Why not just use an existing national company form?
Using a national form (GmbH, SAS, sp. z o.o., etc.) works well for purely domestic operations. However, as soon as a startup operates across borders, national forms create significant friction: you need separate subsidiaries in each country (EUR 30,000-100,000 per jurisdiction annually), different legal and accounting advisors per country, varying corporate governance rules, and no standardized equity plan for employees in different states. EU-INC eliminates this complexity by providing one entity recognized everywhere, with standardized governance and built-in EU-ESOP.
Can I still use my national entity alongside an EU-INC?
Yes. EU-INC is a "28th regime" that operates alongside existing national company forms, not replacing them. You can maintain your existing national entity and incorporate a separate EU-INC for cross-border operations, or convert your national entity into an EU-INC. Many startups may start with a national form and convert to EU-INC when they begin expanding across borders or raising international capital. The two systems coexist by design.

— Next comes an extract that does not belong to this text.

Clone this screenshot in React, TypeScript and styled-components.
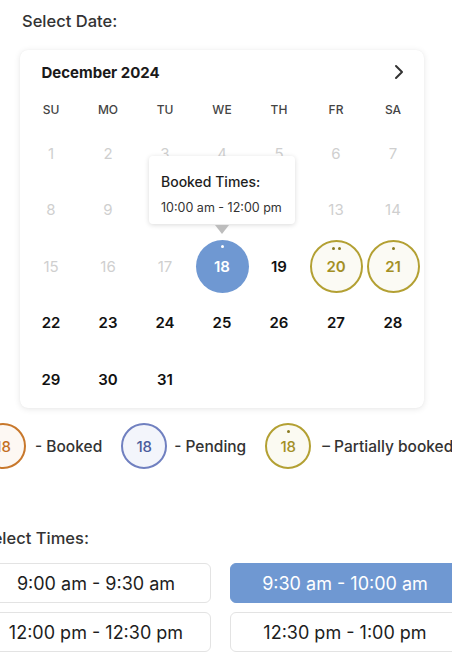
import React from "react";
import styled, { createGlobalStyle, css } from "styled-components";

const Global = createGlobalStyle`
  html, body { margin: 0; padding: 0; background: #fff; }
  body { font-family: Inter, "Noto Sans", Arial, sans-serif; color: #222; overflow: hidden; width: 452px; height: 659px; }
`;

const Page = styled.div`
  width: 452px;
  height: 659px;
  overflow: hidden;
  display: flex;
  flex-direction: column;
`;

const Top = styled.section`
  padding: 0 0 0 20px;
  display: flex;
  flex-direction: column;
`;

const Label = styled.div`
  font-size: 16.5px;
  font-weight: 500;
  color: #333;
  line-height: 20px;
`;

const DateLabel = styled(Label)`
  margin: 11px 0 0 2px;
`;

const Card = styled.div`
  margin-top: 19px;
  width: 404px;
  height: 358px;
  box-sizing: border-box;
  background: #fff;
  border-radius: 8px;
  box-shadow: 0 1px 6px rgba(0, 0, 0, 0.1), 0 0 1px rgba(0, 0, 0, 0.06);
  padding: 0 2.5px;
  display: flex;
  flex-direction: column;
`;

const Header = styled.div`
  height: 44px;
  display: flex;
  align-items: center;
  justify-content: space-between;
  padding: 0 16px 0 19px;
`;

const Month = styled.div`
  font-size: 15px;
  font-weight: 700;
  color: #1a1a1a;
`;

const Grid = styled.div`
  display: grid;
  grid-template-columns: repeat(7, 57px);
`;

const WeekRow = styled(Grid)`
  height: 31px;
  align-items: center;
`;

const WeekDay = styled.div`
  text-align: center;
  font-size: 12px;
  font-weight: 500;
  color: #444;
`;

const DayRow = styled(Grid)`
  height: 56.5px;
  align-items: center;
`;

type Kind = "muted" | "normal" | "booked" | "partial";

const Cell = styled.div`
  position: relative;
  display: flex;
  justify-content: center;
  align-items: center;
  height: 100%;
`;

const Day = styled.div<{ $kind: Kind }>`
  position: relative;
  width: 53px;
  height: 53px;
  box-sizing: border-box;
  border-radius: 50%;
  display: flex;
  align-items: center;
  justify-content: center;
  font-size: 15px;
  ${(p) =>
    p.$kind === "muted" &&
    css`
      color: #cfcfcf;
      font-weight: 400;
    `}
  ${(p) =>
    p.$kind === "normal" &&
    css`
      color: #111;
      font-weight: 600;
    `}
  ${(p) =>
    p.$kind === "booked" &&
    css`
      background: #6f98d2;
      color: #fff;
      font-weight: 600;
    `}
  ${(p) =>
    p.$kind === "partial" &&
    css`
      background: #fbfaf4;
      border: 2px solid #b3a033;
      color: #a38f25;
      font-weight: 600;
    `}
`;

const Dots = styled.div`
  position: absolute;
  top: 5px;
  left: 0;
  right: 0;
  display: flex;
  justify-content: center;
  gap: 3px;
`;

const Dot = styled.span<{ $light?: boolean }>`
  width: 3px;
  height: 3px;
  border-radius: 50%;
  background: ${(p) => (p.$light ? "#fff" : "#8a7a20")};
`;

const Tooltip = styled.div`
  position: absolute;
  bottom: 71px;
  left: 50%;
  transform: translateX(-50%);
  width: 146px;
  height: 68px;
  box-sizing: border-box;
  background: #fff;
  border-radius: 4px;
  box-shadow: 0 1px 5px rgba(0, 0, 0, 0.15);
  padding: 17px 0 0 12px;
  text-align: left;
  z-index: 2;
  &::after {
    content: "";
    position: absolute;
    left: 50%;
    bottom: -10px;
    transform: translateX(-50%);
    border-left: 7px solid transparent;
    border-right: 7px solid transparent;
    border-top: 9px solid #bdbdbd;
  }
`;

const TipTitle = styled.div`
  font-size: 14px;
  font-weight: 500;
  color: #1e1e1e;
  line-height: 18px;
`;

const TipText = styled.div`
  margin-top: 9px;
  font-size: 12.5px;
  color: #333;
  line-height: 16px;
`;

const Bottom = styled.section`
  margin-left: -20px;
  width: 480px;
  display: flex;
  flex-direction: column;
`;

const Legend = styled.div`
  margin-top: 15px;
  display: flex;
  align-items: center;
  gap: 19px;
  white-space: nowrap;
`;

const LegendItem = styled.div<{ $gap?: number }>`
  display: flex;
  align-items: center;
  gap: ${(p) => p.$gap ?? 8}px;
  font-size: 15.5px;
  font-weight: 500;
  color: #333;
`;

const colors = {
  booked: { border: "#c8782c", bg: "#fdf8f3", text: "#c46f1f" },
  pending: { border: "#7080c0", bg: "#f3f5fb", text: "#4b5c9c" },
  partial: { border: "#b3a033", bg: "#fbfaf2", text: "#a38f25" },
};

const LegendCircle = styled.div<{ $c: keyof typeof colors }>`
  position: relative;
  width: 46px;
  height: 46px;
  box-sizing: border-box;
  border-radius: 50%;
  border: 2px solid ${(p) => colors[p.$c].border};
  background: ${(p) => colors[p.$c].bg};
  color: ${(p) => colors[p.$c].text};
  display: flex;
  align-items: center;
  justify-content: center;
  font-size: 15px;
  font-weight: 500;
`;

const TimesLabel = styled(Label)`
  margin: 59px 0 0 2px;
`;

const Times = styled.div`
  margin-top: 15px;
  display: grid;
  grid-template-columns: 230px 230px;
  column-gap: 19px;
  row-gap: 9px;
  padding-left: 1px;
`;

const TimeButton = styled.button<{ $selected?: boolean }>`
  height: 40px;
  border-radius: 6px;
  font-family: inherit;
  font-size: 18px;
  font-weight: 400;
  cursor: pointer;
  border: 1px solid ${(p) => (p.$selected ? "#6f98d2" : "#e3e3e3")};
  background: ${(p) => (p.$selected ? "#6f98d2" : "#fff")};
  color: ${(p) => (p.$selected ? "#fff" : "#1d1d1d")};
`;

const weeks: { d: number | null; k: Kind; dots?: number; tip?: boolean }[][] = [
  [1, 2, 3, 4, 5, 6, 7].map((d) => ({ d, k: "muted" as Kind })),
  [8, 9, 10, 11, 12, 13, 14].map((d) => ({ d, k: "muted" as Kind })),
  [
    { d: 15, k: "muted" },
    { d: 16, k: "muted" },
    { d: 17, k: "muted" },
    { d: 18, k: "booked", dots: 1, tip: true },
    { d: 19, k: "normal" },
    { d: 20, k: "partial", dots: 2 },
    { d: 21, k: "partial", dots: 1 },
  ],
  [22, 23, 24, 25, 26, 27, 28].map((d) => ({ d, k: "normal" as Kind })),
  [
    { d: 29, k: "normal" },
    { d: 30, k: "normal" },
    { d: 31, k: "normal" },
    { d: null, k: "normal" },
    { d: null, k: "normal" },
    { d: null, k: "normal" },
    { d: null, k: "normal" },
  ],
];

export default function App() {
  return (
    <Page>
      <Global />
      <Top>
        <DateLabel>Select Date:</DateLabel>
        <Card>
          <Header>
            <Month>December 2024</Month>
            <svg width="14" height="16" viewBox="0 0 14 16">
              <polyline points="4,2 10,8 4,14" fill="none" stroke="#333" strokeWidth="2" strokeLinecap="round" strokeLinejoin="round" />
            </svg>
          </Header>
          <WeekRow>
            {["SU", "MO", "TU", "WE", "TH", "FR", "SA"].map((w) => (
              <WeekDay key={w}>{w}</WeekDay>
            ))}
          </WeekRow>
          {weeks.map((row, i) => (
            <DayRow key={i}>
              {row.map((c, j) => (
                <Cell key={j}>
                  {c.tip && (
                    <Tooltip>
                      <TipTitle>Booked Times:</TipTitle>
                      <TipText>10:00 am - 12:00 pm</TipText>
                    </Tooltip>
                  )}
                  {c.d !== null && (
                    <Day $kind={c.k}>
                      {c.dots ? (
                        <Dots>
                          {Array.from({ length: c.dots }).map((_, n) => (
                            <Dot key={n} $light={c.k === "booked"} />
                          ))}
                        </Dots>
                      ) : null}
                      {c.d}
                    </Day>
                  )}
                </Cell>
              ))}
            </DayRow>
          ))}
        </Card>
      </Top>
      <Bottom>
        <Legend>
          <LegendItem $gap={9}>
            <LegendCircle $c="booked">18</LegendCircle>- Booked
          </LegendItem>
          <LegendItem $gap={7}>
            <LegendCircle $c="pending">18</LegendCircle>- Pending
          </LegendItem>
          <LegendItem $gap={11}>
            <LegendCircle $c="partial">
              <Dots>
                <Dot />
              </Dots>
              18
            </LegendCircle>
            – Partially booked
          </LegendItem>
        </Legend>
        <TimesLabel>Select Times:</TimesLabel>
        <Times>
          <TimeButton>9:00 am - 9:30 am</TimeButton>
          <TimeButton $selected>9:30 am - 10:00 am</TimeButton>
          <TimeButton>12:00 pm - 12:30 pm</TimeButton>
          <TimeButton>12:30 pm - 1:00 pm</TimeButton>
        </Times>
      </Bottom>
    </Page>
  );
}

How does EU-INC compare to the UK Ltd after Brexit?
Since Brexit, UK Ltd companies no longer benefit from EU single market passporting rights. EU-INC restores and enhances what UK-based startups lost: automatic recognition across 27 EU member states, freedom to operate without local subsidiaries, and access to EU-wide talent pools. For EU-based founders who previously used a UK Ltd for its flexibility and English-language legal system, EU-INC offers a native EU alternative with similar simplicity. UK companies can still trade with the EU but face increased regulatory complexity that EU-INC avoids.